Lock Down the Hiring Process
A great search can still die in a slow, disorganized process. Before you launch, confirm every stage: who interviews, what each person evaluates, how long the process takes, who makes the final decision, and when feedback is due.
Set a feedback standard. Ideally, the hiring manager responds to submitted candidates within 24 to 48 hours and provides specific reasons for rejection. “Not quite right” is not usable feedback. You need to know whether the issue was scope, industry, compensation, communication, technical depth, or something else.
Also establish the interview schedule and decision timeline now. If executives will be unavailable for three weeks, that changes how you position the role and manage candidate momentum. Passive candidates are not waiting around while a company gets organized.
Turn Intake Notes Into a Search Plan
The meeting is not finished when you close your notebook.
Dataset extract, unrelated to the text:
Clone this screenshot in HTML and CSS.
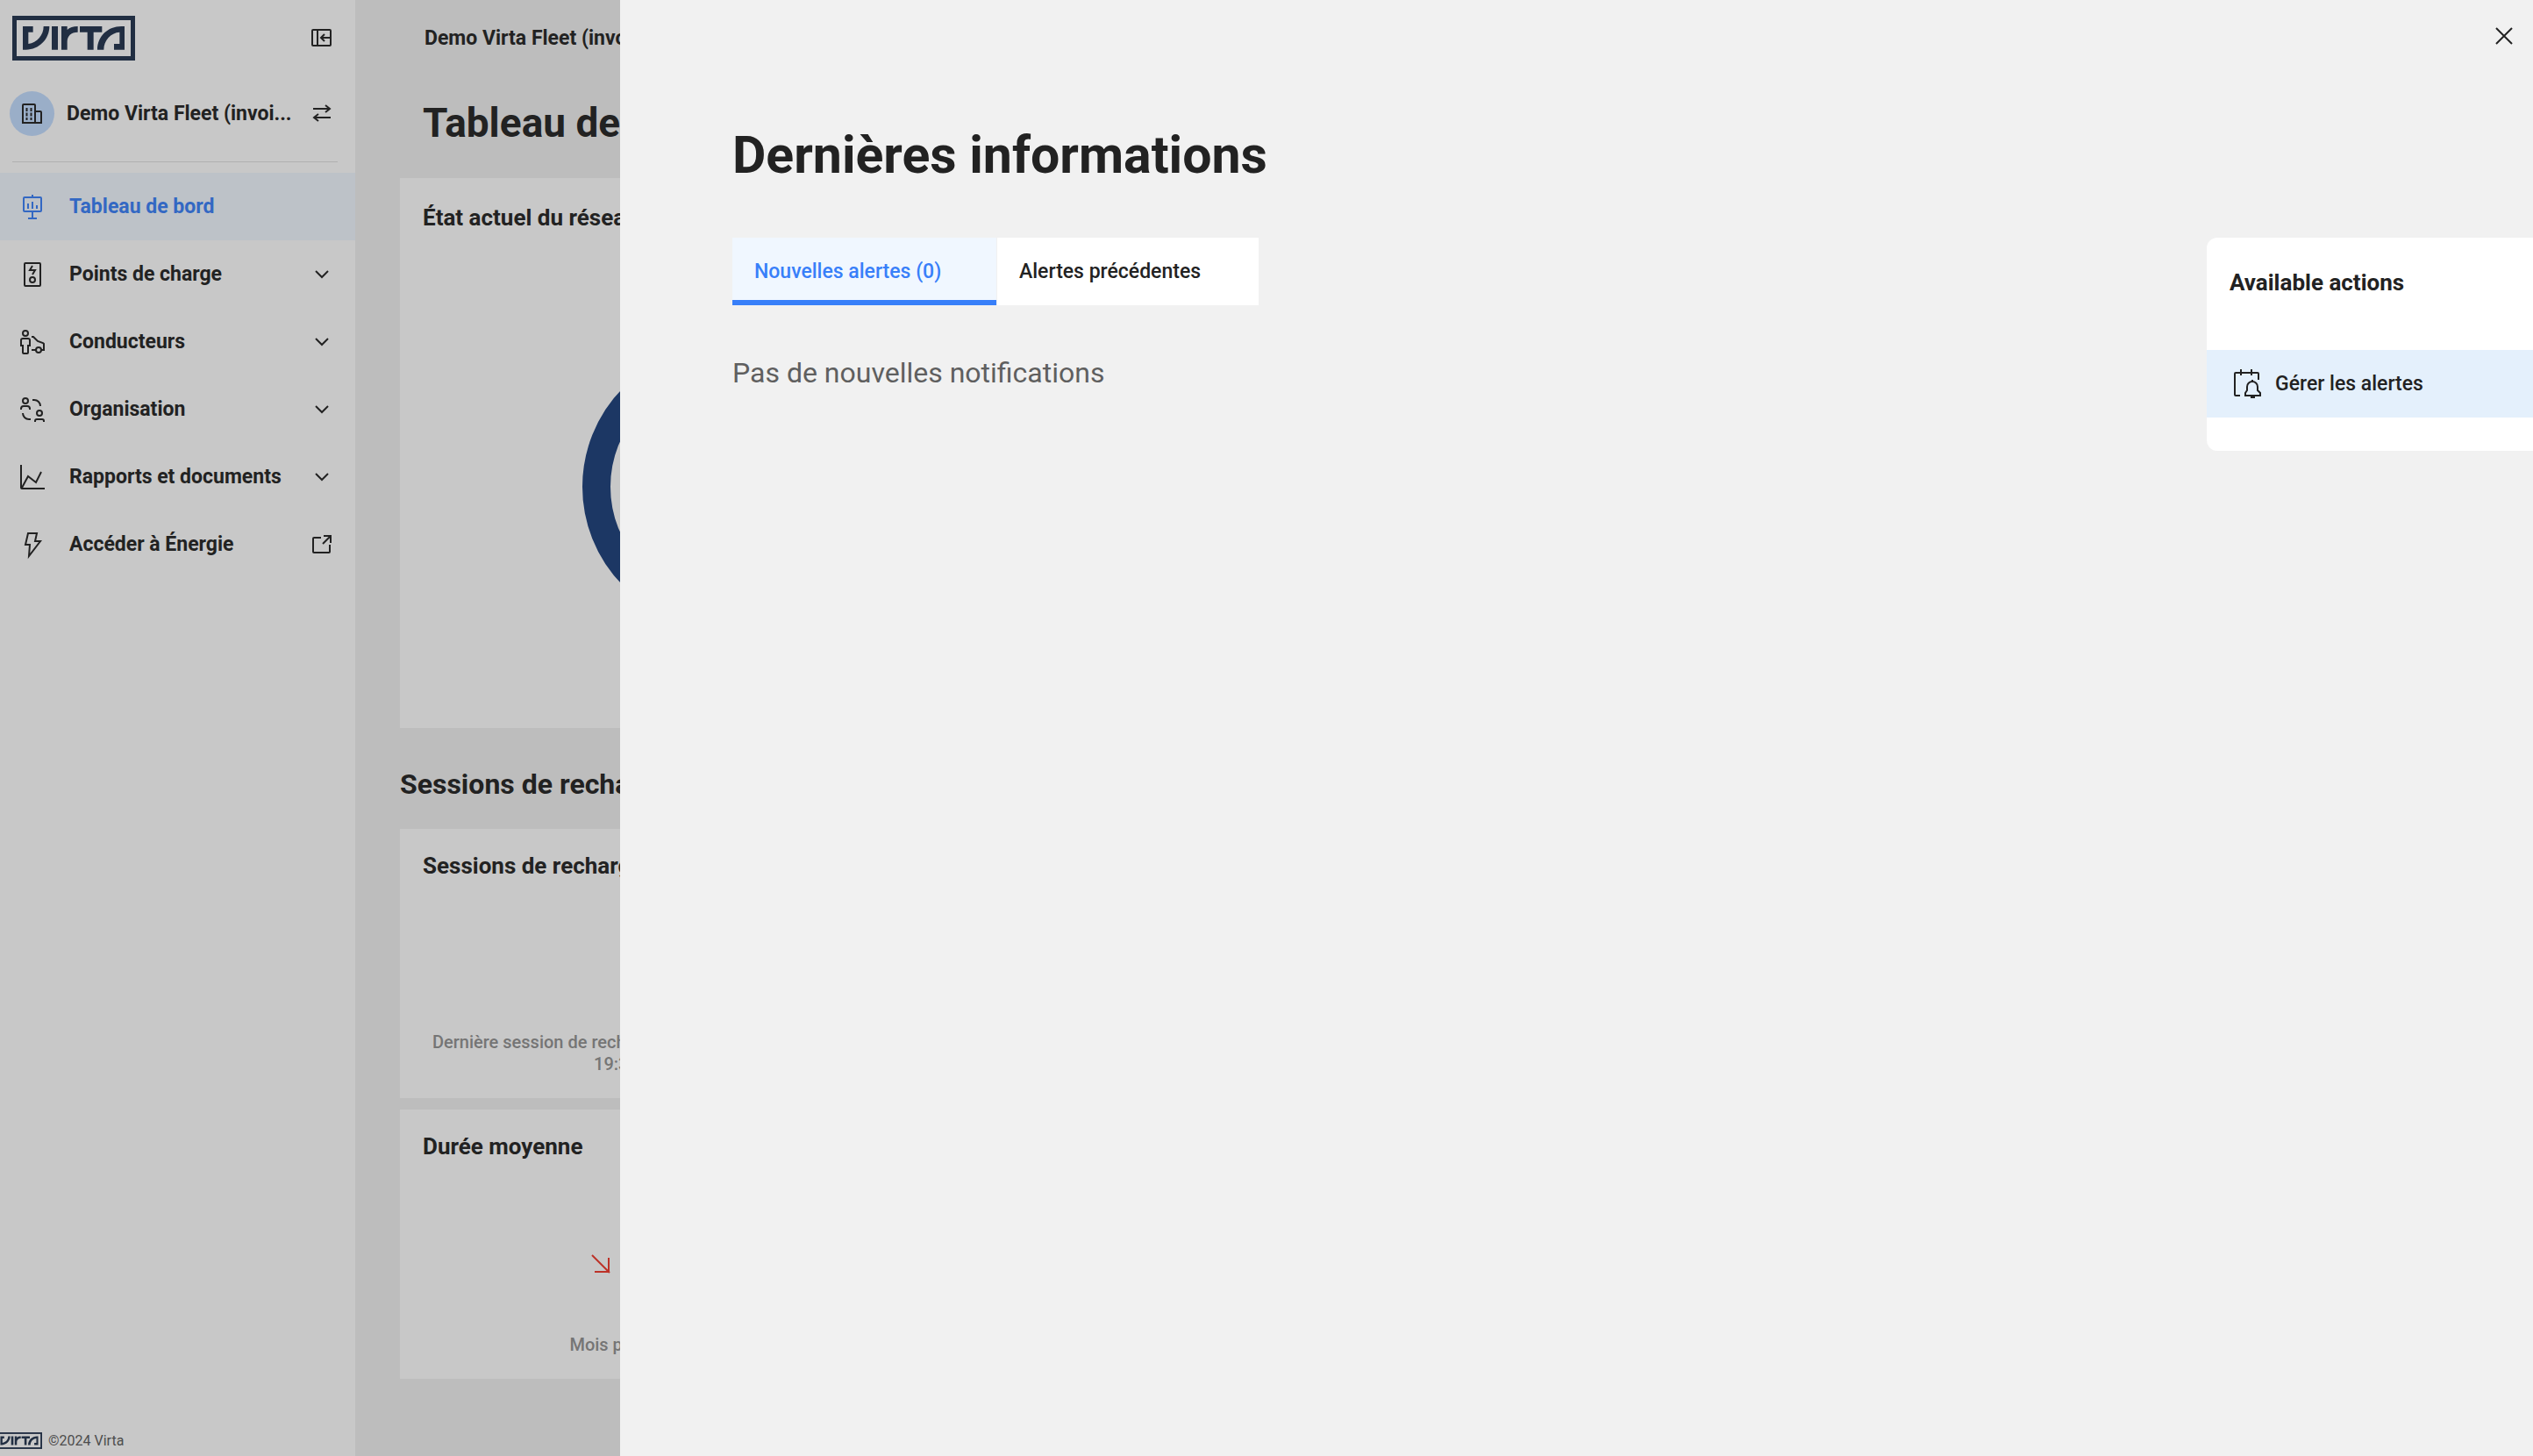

Send a concise written intake recap that documents the role outcomes, target profile, non-negotiables, trade-offs, compensation, location, selling points, interview process, and agreed next steps. This becomes the working agreement for the search.
From there, build your sourcing map. Identify the target companies, adjacent industries, relevant titles, likely reporting structures, and talent communities. Write outreach around the business challenge and career upside, not a copied job description. Your first message should make the right person curious, not make them feel like one more name in a mass sequence.
The Recruiter’s Handbook teaches this discipline because it is the difference between reactive recruiting and controlled execution. Intake is where you earn the right to recruit with precision.
The next time a manager hands you a vague requisition, do not rush to source. Slow the first hour down so you do not waste the next 30 days. A clear target, an honest market conversation, and a credible candidate story will fill more roles than another thousand job-board searches ever will.